В купе они ехали втроем – Жозефина Ивановна и Софи заняли нижние полки, а Тома залезала на верхнюю. Ей это было в радость.
В истинное удовольствие!
«Взрослые» скучно бубнили о долгом пути к Севастополю, а девушка лишь улыбалась, бережно храня в себе счастливые приметы дороги. А сколько всего впереди!
Тула, Орел, Харьков! Крым! Море!
С трудом согнав блаженную улыбку с лица, Тома села, и обулась. Широковатые «походные» джинсы, сшитые Дюшей, были очень удобны – не мялись, и не сковывали движений. А в полукедах только и носиться – толстые подошвы будто сами подбрасывали длинные ноги, пуская в бег.
– Не доверяю я вагонам-ресторанам, – брюзжала нечаянная «бабушка», – травануться легче лёгкого…
– Ох, и не говорите… – вздохнула Софи, изображая «Софию Ивановну». – Надо будет по дороге выходить – на станциях вареную картошечку продают!

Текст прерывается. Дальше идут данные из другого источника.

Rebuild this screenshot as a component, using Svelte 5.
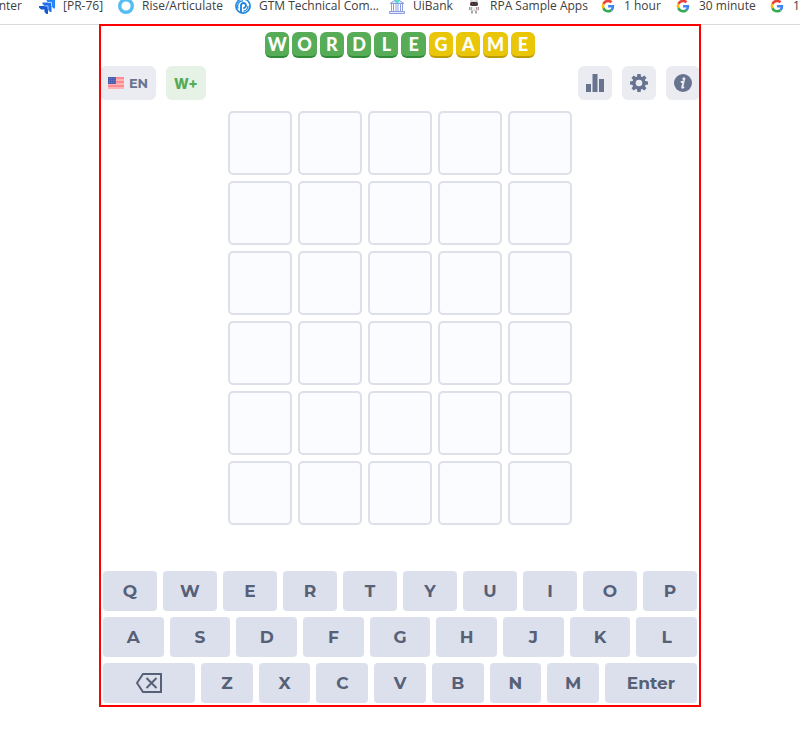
<script>
  const bookmarks = [
    { icon: 'none', label: 'Center', width: 39 },
    { icon: 'jira', label: '[PR-76]', width: 79 },
    { icon: 'ring', label: 'Rise/Articulate', width: 117 },
    { icon: 'target', label: 'GTM Technical Com...', width: 154 },
    { icon: 'bank', label: 'UiBank', width: 77 },
    { icon: 'robot', label: 'RPA Sample Apps', width: 134 },
    { icon: 'google', label: '1 hour', width: 75 },
    { icon: 'google', label: '30 minute', width: 94 },
    { icon: 'google', label: '1 hour', width: 79 }
  ];
  const logo = [...'WORDLEGAME'];
  const cells = Array.from({ length: 30 }, (_, i) => i);
  const rows = [[...'QWERTYUIOP'], [...'ASDFGHJKL'], ['back', ...'ZXCVBNM', 'Enter']];
</script>

<nav class="bookmarks" aria-label="Bookmarks">
  {#each bookmarks as b}
    <a href="#top" class:cut={b.icon === 'none'} style:width="{b.width}px">
      {#if b.icon === 'jira'}
        <svg viewBox="0 0 16 16">
          <path fill="#2684ff" d="M6.500 1H16v9.500h-1.500L12.500 8V4.500H9z" />
          <path fill="#1f6fee" d="M3.500 4.500h9V14h-1.500L9 11.500V8H5.500L3.500 6z" />
          <path fill="#1558d0" d="M0 8h9v8H7.500l-2-2v-2.500H2L0 9.500z" />
          <path stroke="#fff" stroke-width=".6" fill="none" d="M9 4.500h3.500V8M5.500 8H9v3.500" />
        </svg>
      {:else if b.icon === 'ring'}
        <svg viewBox="0 0 16 16"><circle cx="8" cy="8" r="6.300" fill="none" stroke="#55bdf5" stroke-width="3.400" /></svg>
      {:else if b.icon === 'target'}
        <svg viewBox="0 0 16 16" fill="none" stroke="#1e86e0">
          <circle cx="8" cy="8" r="7.100" stroke-width="1.700" />
          <path stroke-width="1.900" d="M6 14V7.500a2.500 2.500 0 1 1 2.300 2.500" />
          <path stroke-width="1.300" d="M3.200 10.500A5 5 0 0 1 8 3M8.500 13A5 5 0 0 0 13 8" />
        </svg>
      {:else if b.icon === 'bank'}
        <svg viewBox="0 0 16 16">
          <path fill="#e5e9fb" stroke="#8c9de2" d="M1 5.500 8 1l7 4.500zM2.500 6v7M4.500 6v7M7 6v7M9 6v7M11.500 6v7M13.500 6v7M.5 13.500h15v2H.5z" />
          <circle cx="8" cy="3" r="2.200" fill="#58dfc6" />
        </svg>
      {:else if b.icon === 'robot'}
        <svg viewBox="0 0 16 16">
          <path fill="#d8d4d8" d="M4 3 5 1l1.500 1.500h3L11 1l1 2v5H4z" />
          <rect x="4" y="4" width="8" height="4" rx="2" fill="#35323a" />
          <path fill="#aaa5ad" d="M4.500 9h7v3.500h-7zM5 13h2v2.500H5zM9 13h2v2.500H9z" />
          <path fill="#eee" d="M6 9h4v3H6z" />
          <path stroke="#b78888" fill="none" d="M3.500 9v3M12.500 9v3" />
          <path fill="#e33" d="M6 5.500h1v1H6zM9 5.500h1v1H9z" />
        </svg>
      {:else if b.icon === 'google'}
        <svg viewBox="0 0 48 48">
          <g transform="translate(5 5) scale(.8)">
            <path fill="#ea4335" d="M24 9.500c3.500 0 6.700 1.200 9.200 3.600l6.900-6.900C35.900 2.400 30.500 0 24 0 14.600 0 6.500 5.400 2.600 13.200l8 6.200C12.400 13.700 17.700 9.500 24 9.500z" />
            <path fill="#4285f4" d="M47 24.600c0-1.600-.2-3.100-.4-4.600H24v9h12.900c-.6 3-2.200 5.500-4.700 7.200l7.700 6C44.400 38 47 32 47 24.600z" />
            <path fill="#fbbc05" d="M10.500 28.600a14.500 14.500 0 0 1 0-9.200l-8-6.200a24 24 0 0 0 0 21.600z" />
            <path fill="#34a853" d="M24 48c6.500 0 11.900-2.100 15.900-5.800l-7.700-6c-2.200 1.500-4.900 2.300-8.200 2.300-6.300 0-11.600-4.200-13.500-9.900l-8 6.200C6.500 42.600 14.600 48 24 48z" />
          </g>
        </svg>
      {/if}
      <span>{b.label}</span>
    </a>
  {/each}
</nav>

<div class="page">
  <main class="game">
    <h1 class="logo" aria-label="Wordle Game">
      {#each logo as letter, i}
        <span class:gold={i > 5}>{letter}</span>
      {/each}
    </h1>

    <div class="toolbar">
      <button class="tool lang">
        <svg width="16" height="12" viewBox="0 0 16 12">
          <path fill="#fdb3b5" d="M0 0h16v12H0z" />
          <path stroke="#fc8c90" stroke-width="2" d="M0 1h16M0 5h16M0 9h16" />
          <path fill="#4b5fae" d="M0 0h8v7H0z" />
          <path stroke="#6a7cc0" stroke-dasharray="1 1" d="M1 1.500h7M1 3.500h7M1 5.500h7" />
        </svg>
        <span>EN</span>
      </button>
      <button class="tool plus">W+</button>
      <div class="spacer"></div>
      <button class="tool" aria-label="Statistics">
        <svg width="18" height="18" viewBox="0 0 18 18"><path d="M0 10h5v8H0zM6.500 0h5v18h-5zM13 5h5v13h-5z" /></svg>
      </button>
      <button class="tool" aria-label="Settings">
        <svg width="18" height="18" viewBox="0 0 18 18">
          {#each [0, 45, 90, 135, 180, 225, 270, 315] as turn}
            <path d="M7 3 7.400 0h3.200L11 3z" transform="rotate({turn} 9 9)" />
          {/each}
          <circle cx="9" cy="9" r="5" fill="none" stroke="#67738f" stroke-width="3.400" />
        </svg>
      </button>
      <button class="tool" aria-label="Information">
        <svg width="18" height="18" viewBox="0 0 18 18">
          <circle cx="9" cy="9" r="9" />
          <circle cx="9.900" cy="4.700" r="1.500" fill="#ebecf2" />
          <path d="M6.800 8.200 9.700 7.400 8.200 13.200c-.2.900.6.700 1.800-.4" fill="none" stroke="#ebecf2" stroke-width="1.900" />
        </svg>
      </button>
    </div>

    <div class="board">
      {#each cells as cell (cell)}
        <div class="cell"></div>
      {/each}
    </div>

    <div class="keyboard">
      {#each rows as row}
        <div class="row">
          {#each row as key}
            {#if key === 'back'}
              <button class="wide" aria-label="Backspace">
                <svg width="26" height="20" viewBox="0 0 26 20" fill="none" stroke="#566077" stroke-width="2">
                  <path d="M7 1h18v18H7L1 10z" />
                  <path d="m10.500 5 10 10m0-10-10 10" />
                </svg>
              </button>
            {:else}
              <button class:wide={key === 'Enter'}>{key}</button>
            {/if}
          {/each}
        </div>
      {/each}
    </div>
  </main>
</div>

<style>
  :global(body) {
    background: #fff;
  }
  .bookmarks {
    display: flex;
    height: 24px;
    overflow: hidden;
    border-bottom: 1px solid #dadada;
    font: 12px/12px 'Segoe UI', 'Open Sans', sans-serif;
  }
  .bookmarks a {
    display: flex;
    flex: none;
    align-items: center;
    gap: 8px;
    height: 12px;
    color: #404040;
    text-decoration: none;
    white-space: nowrap;
  }
  .bookmarks a.cut {
    box-sizing: border-box;
    justify-content: flex-end;
    padding-right: 17px;
  }
  .bookmarks svg {
    flex: none;
    width: 16px;
    height: 16px;
  }
  .page {
    padding-bottom: 24px;
  }
  .game {
    position: relative;
    max-width: 600px;
    margin: 0 auto;
    padding: 7px 0 3px;
    box-sizing: border-box;
    font-family: Montserrat, Inter, sans-serif;
  }
  .game::after {
    content: '';
    position: absolute;
    inset: -1px;
    border: 2px solid #f00;
    pointer-events: none;
  }
  .logo {
    display: flex;
    gap: 3px;
    width: 270px;
    margin: 0 auto 8px;
    font: 900 18px/24px Lato, sans-serif;
    color: #fff;
    text-align: center;
  }
  .logo span {
    flex: 1 1 0;
    height: 24px;
    border-bottom: 2px solid #2f8b35;
    border-radius: 6px;
    background: #57ac57;
  }
  .logo .gold {
    border-color: #bd9c05;
    background: #e9c607;
  }
  button {
    border: 0;
    padding: 0;
    font-family: inherit;
    cursor: pointer;
  }
  .toolbar {
    display: flex;
    gap: 10px;
  }
  .tool {
    display: flex;
    align-items: center;
    justify-content: center;
    width: 34px;
    height: 34px;
    border-radius: 6px;
    background: #ebecf2;
    color: #67738f;
    fill: #67738f;
    font-size: 13px;
    font-weight: 700;
  }
  .lang {
    gap: 5px;
    width: 56px;
  }
  .plus {
    width: 40px;
    background: #e6f2e6;
    color: #55ab55;
    font-family: Inter, sans-serif;
    font-size: 14px;
    font-weight: 800;
  }
  .spacer {
    flex: 1;
  }
  .board {
    display: grid;
    grid-template-columns: repeat(5, 64px);
    gap: 6px;
    justify-content: center;
    margin: 11px 0 46px;
  }
  .cell {
    box-sizing: border-box;
    height: 64px;
    border: 2px solid #dddfe9;
    border-radius: 5px;
    background: #fbfcff;
  }
  .keyboard {
    display: flex;
    flex-direction: column;
    gap: 6px;
    padding: 0 3px;
  }
  .row {
    display: flex;
    gap: 6px;
  }
  .row button {
    display: flex;
    flex: 1 1 0;
    align-items: center;
    justify-content: center;
    height: 40px;
    border-radius: 4px;
    background: #dce0ec;
    color: #566077;
    font-size: 17px;
    font-weight: 700;
  }
  .row .wide {
    flex: 0 0 92px;
  }
</style>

– С укропчиком! – понятливо заулыбалась Жозефина Ивановна. – Тома, а ты куда собралась?
– Да выйду, – нарочито беспечным голосом ответила Тома, – хоть по перрону погуляю!
– Не отстань только! – озаботилась Ёлгина.
– Да ты что! Стоянка – двадцать минут!
– Может, тоже пройтись? – неуверенно произнесла Гессау.
– Пройдись, бабушка! – с легким усилием вытолкнула Тома.
Коварный прием сработал – глаза Жозефина Ивановны повлажнели, все еще густые черные ресницы запорхали…
– Курточку накинь! – смягчилась Софи.
– Ага!
Отвернувшись к зеркалу, Тома мимолетно улыбнулась. А куда ж ей без куртки… Там, в большом кармане, лежало второе письмо, переданное Андреем. Сколько раз она проверяла и перепроверяла, какое бросить в ящик в июне, а какое в июле – запоминала по картинкам на конвертах. На первом краснел и цвел Первомай, а со второго печально глядел «великий русский поэт А.С. Пушкин»…
Откатив тяжелую дверь, девушка вышла в коридор, еле удерживая порыв, осторожно спустилась по крутым дырчатым ступенькам. На перроне топталась проводница, толстая и добродушная, запуская пассажира – седоусого дядечку в наглухо застегнутом костюме, и в шляпе.